• Stated task
Gather up the lines that contain "this".

Records from a data collection:
— start —

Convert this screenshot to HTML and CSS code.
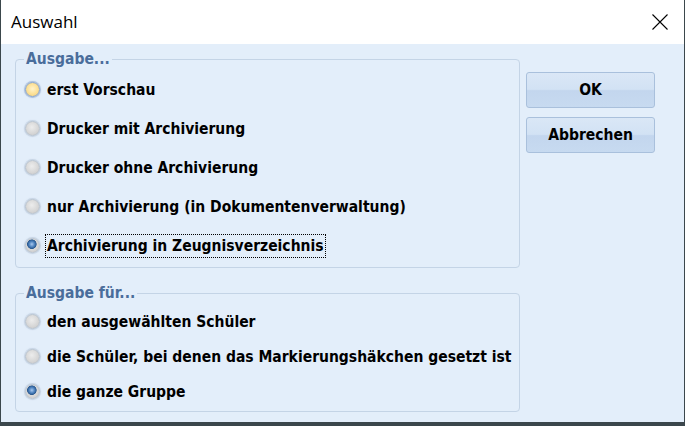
FILE: index.html
```html
<!DOCTYPE html>
<html lang="de">
<head>
<meta charset="utf-8">
<title>Auswahl</title>
<link rel="stylesheet" href="styles.css">
</head>
<body>
<div class="window">
  <div class="titlebar">
    <span class="title">Auswahl</span>
    <svg class="close" width="16" height="16" viewBox="0 0 16 16"><path d="M0.5 0.5 L15.5 15.5 M15.5 0.5 L0.5 15.5" stroke="#000" stroke-width="1.1" fill="none"/></svg>
  </div>
  <div class="content">
    <div class="groups">
      <fieldset class="group group-main">
        <legend>Ausgabe...</legend>
        <div class="opt"><span class="radio hover"></span><span class="label">erst Vorschau</span></div>
        <div class="opt"><span class="radio"></span><span class="label">Drucker mit Archivierung</span></div>
        <div class="opt"><span class="radio"></span><span class="label">Drucker ohne Archivierung</span></div>
        <div class="opt"><span class="radio"></span><span class="label">nur Archivierung (in Dokumentenverwaltung)</span></div>
        <div class="opt"><span class="radio checked"></span><span class="label focus">Archivierung in Zeugnisverzeichnis</span></div>
      </fieldset>
      <fieldset class="group group-for">
        <legend>Ausgabe für...</legend>
        <div class="opt"><span class="radio"></span><span class="label">den ausgewählten Schüler</span></div>
        <div class="opt"><span class="radio"></span><span class="label">die Schüler, bei denen das Markierungshäkchen gesetzt ist</span></div>
        <div class="opt"><span class="radio checked"></span><span class="label">die ganze Gruppe</span></div>
      </fieldset>
    </div>
    <div class="buttons">
      <button class="btn">OK</button>
      <button class="btn">Abbrechen</button>
    </div>
  </div>
</div>
</body>
</html>
```
FILE: styles.css
```css
html, body {
  margin: 0;
  padding: 0;
}
body {
  background: #3b474c;
  width: 685px;
  height: 426px;
  overflow: hidden;
}
.window {
  margin-left: 1px;
  width: 683px;
  height: 422px;
  display: flex;
  flex-direction: column;
  background: #e3eefa;
}
.titlebar {
  height: 44px;
  flex: none;
  background: #ffffff;
  display: flex;
  align-items: center;
  justify-content: space-between;
  padding: 0 16px 0 10px;
}
.title {
  font-family: "Open Sans", "Noto Sans", sans-serif;
  font-size: 17px;
  color: #000;
  margin-top: -1px;
}
.close {
  display: block;
  margin-top: -1px;
}
.content {
  flex: 1;
  display: flex;
  align-items: flex-start;
  padding: 6px 0 0 14px;
}
.groups {
  width: 505px;
  display: flex;
  flex-direction: column;
  gap: 16px;
}
.group {
  margin: 0;
  border: 1px solid #c4d4e6;
  border-radius: 4px;
  padding: 2px 0 2px 8px;
  min-width: 0;
}
legend {
  font-family: "DejaVu Sans Condensed", "DejaVu Sans", sans-serif;
  font-weight: bold;
  font-size: 15.5px;
  line-height: 18px;
  color: #4a6d9b;
  padding: 0 2px;
  margin-left: 0;
}
.opt {
  display: flex;
  align-items: center;
  height: 39px;
}
.group-for .opt {
  height: 35px;
}
.radio {
  flex: none;
  width: 13px;
  height: 13px;
  border-radius: 50%;
  border: 1px solid #b8c2cd;
  background: radial-gradient(circle at 45% 40%, #ececec 0%, #dadada 50%, #c6c6c6 100%);
  box-shadow: 0 0 1px 1px rgba(175, 190, 210, 0.6);
  margin-left: 1px;
  margin-right: 5px;
}
.radio.hover {
  border-color: #88a3c9;
  background: radial-gradient(circle at 50% 45%, #fff3cc 0%, #fde29a 50%, #f1cb74 100%);
  box-shadow: 0 0 1px 1px rgba(130, 158, 200, 0.65);
}
.radio.checked {
  background:
    radial-gradient(circle at 45% 40%, #a9c8ee 0%, #4f84c0 25%, #2a5990 42%, transparent 48%),
    radial-gradient(circle at 45% 40%, #ececec 0%, #dadada 50%, #c6c6c6 100%);
}
.label {
  font-family: "DejaVu Sans Condensed", "DejaVu Sans", sans-serif;
  font-weight: bold;
  font-size: 15.5px;
  line-height: 22px;
  color: #000;
  padding: 0 1px;
  border: 1px solid transparent;
}
.label.focus {
  border: 1px dotted #000;
}
.buttons {
  margin-left: 6px;
  padding-top: 22px;
  display: flex;
  flex-direction: column;
  gap: 9px;
}
.btn {
  width: 129px;
  height: 36px;
  border: 1px solid #a9c0dc;
  border-radius: 3px;
  background: linear-gradient(to bottom, #dae7f6 0%, #d2e2f4 48%, #c3d6ee 52%, #c7daf0 100%);
  font-family: "DejaVu Sans Condensed", "DejaVu Sans", sans-serif;
  font-weight: bold;
  font-size: 15.5px;
  color: #000;
  padding: 0;
}
```
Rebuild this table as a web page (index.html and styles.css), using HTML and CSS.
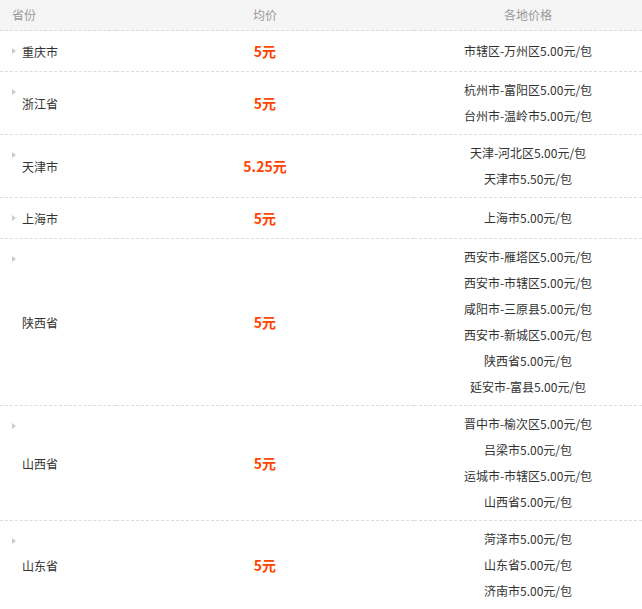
FILE: index.html
```html
<!DOCTYPE html>
<html lang="zh-CN">
<head>
<meta charset="utf-8">
<title>各地价格</title>
<link rel="stylesheet" href="styles.css">
</head>
<body>
<table class="price-table">
  <colgroup>
    <col class="c-prov">
    <col class="c-avg">
    <col class="c-list">
  </colgroup>
  <thead>
    <tr>
      <th class="h-prov">省份</th>
      <th>均价</th>
      <th>各地价格</th>
    </tr>
  </thead>
  <tbody>
    <tr>
      <td class="prov">重庆市</td>
      <td class="avg">5元</td>
      <td class="list"><p>市辖区-万州区5.00元/包</p></td>
    </tr>
    <tr>
      <td class="prov">浙江省</td>
      <td class="avg">5元</td>
      <td class="list"><p>杭州市-富阳区5.00元/包</p><p>台州市-温岭市5.00元/包</p></td>
    </tr>
    <tr>
      <td class="prov">天津市</td>
      <td class="avg">5.25元</td>
      <td class="list"><p>天津-河北区5.00元/包</p><p>天津市5.50元/包</p></td>
    </tr>
    <tr>
      <td class="prov">上海市</td>
      <td class="avg">5元</td>
      <td class="list"><p>上海市5.00元/包</p></td>
    </tr>
    <tr>
      <td class="prov">陕西省</td>
      <td class="avg">5元</td>
      <td class="list"><p>西安市-雁塔区5.00元/包</p><p>西安市-市辖区5.00元/包</p><p>咸阳市-三原县5.00元/包</p><p>西安市-新城区5.00元/包</p><p>陕西省5.00元/包</p><p>延安市-富县5.00元/包</p></td>
    </tr>
    <tr>
      <td class="prov">山西省</td>
      <td class="avg">5元</td>
      <td class="list"><p>晋中市-榆次区5.00元/包</p><p>吕梁市5.00元/包</p><p>运城市-市辖区5.00元/包</p><p>山西省5.00元/包</p></td>
    </tr>
    <tr>
      <td class="prov">山东省</td>
      <td class="avg">5元</td>
      <td class="list"><p>菏泽市5.00元/包</p><p>山东省5.00元/包</p><p>济南市5.00元/包</p></td>
    </tr>
  </tbody>
</table>
</body>
</html>
```

FILE: styles.css
```css
html, body {
  margin: 0;
  padding: 0;
  background: #fff;
}
body {
  font-family: "Noto Sans CJK SC", "Noto Sans", sans-serif;
  font-size: 12px;
  color: #333;
}
.price-table {
  width: 642px;
  border-collapse: collapse;
  table-layout: fixed;
}
.c-prov { width: 116px; }
.c-avg { width: 298px; }
.c-list { width: 228px; }

.price-table th {
  background: #f5f5f5;
  color: #999;
  font-weight: normal;
  height: 30px;
  padding: 0;
  line-height: 30px;
  text-align: center;
  border-bottom: 1px dashed #ddd;
}
.price-table th.h-prov {
  text-align: left;
  padding-left: 12px;
}
.price-table td {
  height: 30px;
  padding: 5px 0;
  border-bottom: 1px dashed #ddd;
  vertical-align: middle;
  text-align: center;
}
.price-table td.prov {
  position: relative;
  text-align: left;
  padding-left: 22px;
}
.price-table td.prov::before {
  content: "";
  position: absolute;
  left: 12px;
  top: 17px;
  width: 0;
  height: 0;
  border-left: 4px solid #ccc;
  border-top: 3px solid transparent;
  border-bottom: 3px solid transparent;
}
.price-table td.avg {
  color: #ff4400;
  font-weight: bold;
  font-size: 14px;
}
.price-table td.list p {
  margin: 0;
  line-height: 26px;
}
```
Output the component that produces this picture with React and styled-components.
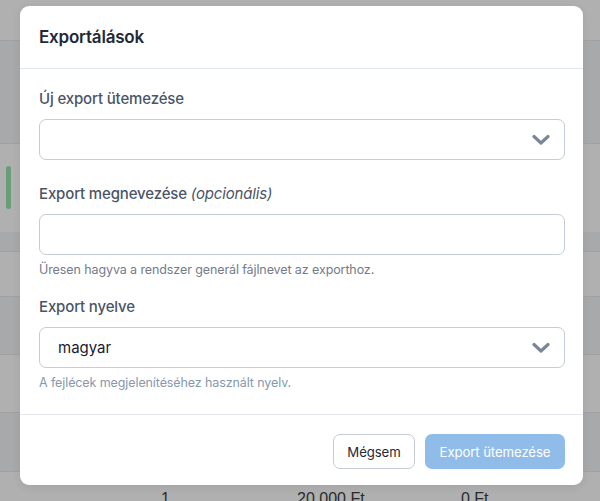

— end —

• Full response
Convert this screenshot to HTML and CSS code.
Rebuild this table as a web page (index.html and styles.css), using HTML and CSS.
Output the component that produces this picture with React and styled-components.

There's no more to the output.